Azure Functions Scaling Explained

Introduction to Azure Functions Scaling

Azure Functions provide a powerful serverless compute experience, allowing you to run small pieces of code (functions) without provisioning or managing infrastructure. A key benefit of serverless is automatic scaling. Azure Functions automatically scales your application based on the incoming event load, ensuring that you have the resources needed to handle requests and that you only pay for what you use.

This dynamic scaling is managed by the Azure Functions host and is crucial for maintaining performance, availability, and cost-efficiency.

How Scaling Works

Azure Functions uses a scaling controller that monitors the event backlog for your functions. When the backlog grows, the controller adds more instances of your function app to handle the increased load. Conversely, when the load decreases, instances are scaled down to save costs.

The scaling mechanism is driven by triggers and the events they produce. Different trigger types have different scaling behaviors:

Event-driven Triggers: (e.g., Queue, Blob, Cosmos DB) The scaling controller monitors the queue length or event stream.
HTTP Triggers: Scaling is typically based on the number of concurrent requests.

Types of Scaling

Automatic Scaling (Consumption Plan)

The default and most common scaling method for the Consumption plan. Azure automatically provisions and scales instances based on demand. You don't need to configure anything specific for basic scaling.

Manual Scaling (Premium/App Service Plan)

In Premium and App Service plans, you can configure pre-warmed instances, auto-scaling rules based on metrics (CPU, memory, queue length), and maximum instance counts for more predictable performance and cost control.

Scale To Zero

A significant advantage of the Consumption plan. When your function app is not executing any code, Azure scales it down to zero instances, meaning you incur no cost for compute time.

Scaling Metrics and Considerations

Understanding how Azure Functions scales helps in optimizing your application. Key metrics and factors include:

Event backlog: The primary driver for scaling in event-driven scenarios.
Concurrency: The number of simultaneous requests or operations a function can handle.
Instance limits: While Azure handles most scaling, there are underlying limits. For the Consumption plan, these are generally very high.
Cold starts: The latency experienced when a function app scales from zero instances and needs to initialize.

Optimizing for Scalability

Best Practices for Scalable Functions

Keep functions short-lived: Design functions to perform a single, focused task. Long-running functions can be problematic for scaling.
Handle concurrency correctly: Be aware of how your code handles concurrent executions. Avoid shared mutable state unless properly synchronized.
Use asynchronous programming: Leverage async/await to efficiently handle I/O-bound operations without blocking threads.
Choose appropriate triggers: Select triggers that align with your application's event sources and desired scaling behavior.
Monitor performance: Use Application Insights to track function execution times, failures, and scaling events.
Consider the Consumption Plan for variable workloads: It offers the best cost-efficiency for unpredictable traffic patterns.
Optimize dependencies: Minimize the size and loading time of your function app's dependencies.

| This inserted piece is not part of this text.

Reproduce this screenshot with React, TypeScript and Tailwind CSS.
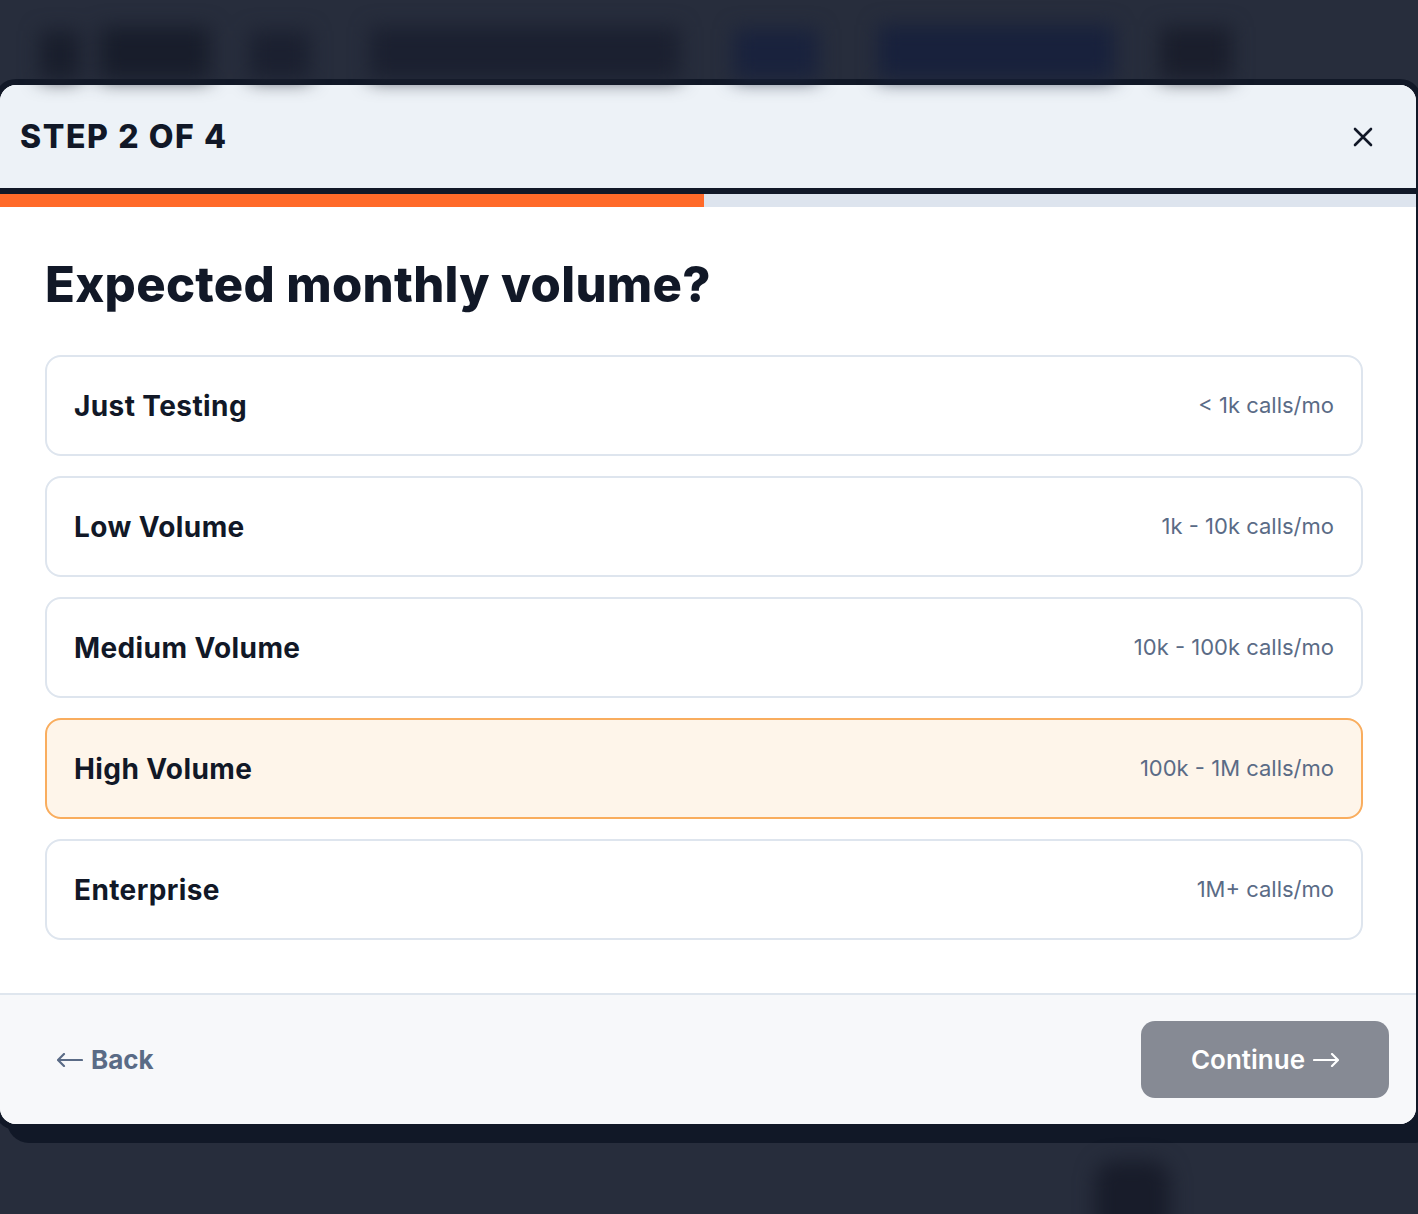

Example: Scaling with Queue Triggers

When using a Queue trigger (e.g., Azure Storage Queue), the scaling controller monitors the number of messages in the queue. If the number of messages increases, Azure Functions will automatically scale out by adding more instances of your function app to process the messages in parallel. Once the queue is empty, instances will be scaled back down.

Here's a conceptual example of a C# function triggered by a queue message:


using Microsoft.Azure.Functions.Worker;
using Microsoft.Extensions.Logging;

namespace MyFunctionsApp
{
    public class QueueProcessor
    {
        private readonly ILogger<QueueProcessor> _logger;

        public QueueProcessor(ILogger<QueueProcessor> logger)
        {
            _logger = logger;
        }

        [Function("QueueTriggerFunction")]
        public void Run([QueueTrigger("myqueue-items", Connection = "AzureWebJobsStorage")] string myQueueItem)
        {
            _logger.LogInformation($"C# Queue trigger function processed: {myQueueItem}");
            // Simulate some work
            System.Threading.Thread.Sleep(2000); 
            _logger.LogInformation($"Finished processing: {myQueueItem}");
        }
    }
}

In this example, if 100 messages arrive in the myqueue-items queue, Azure Functions will attempt to scale out to process these messages concurrently, up to the service limits.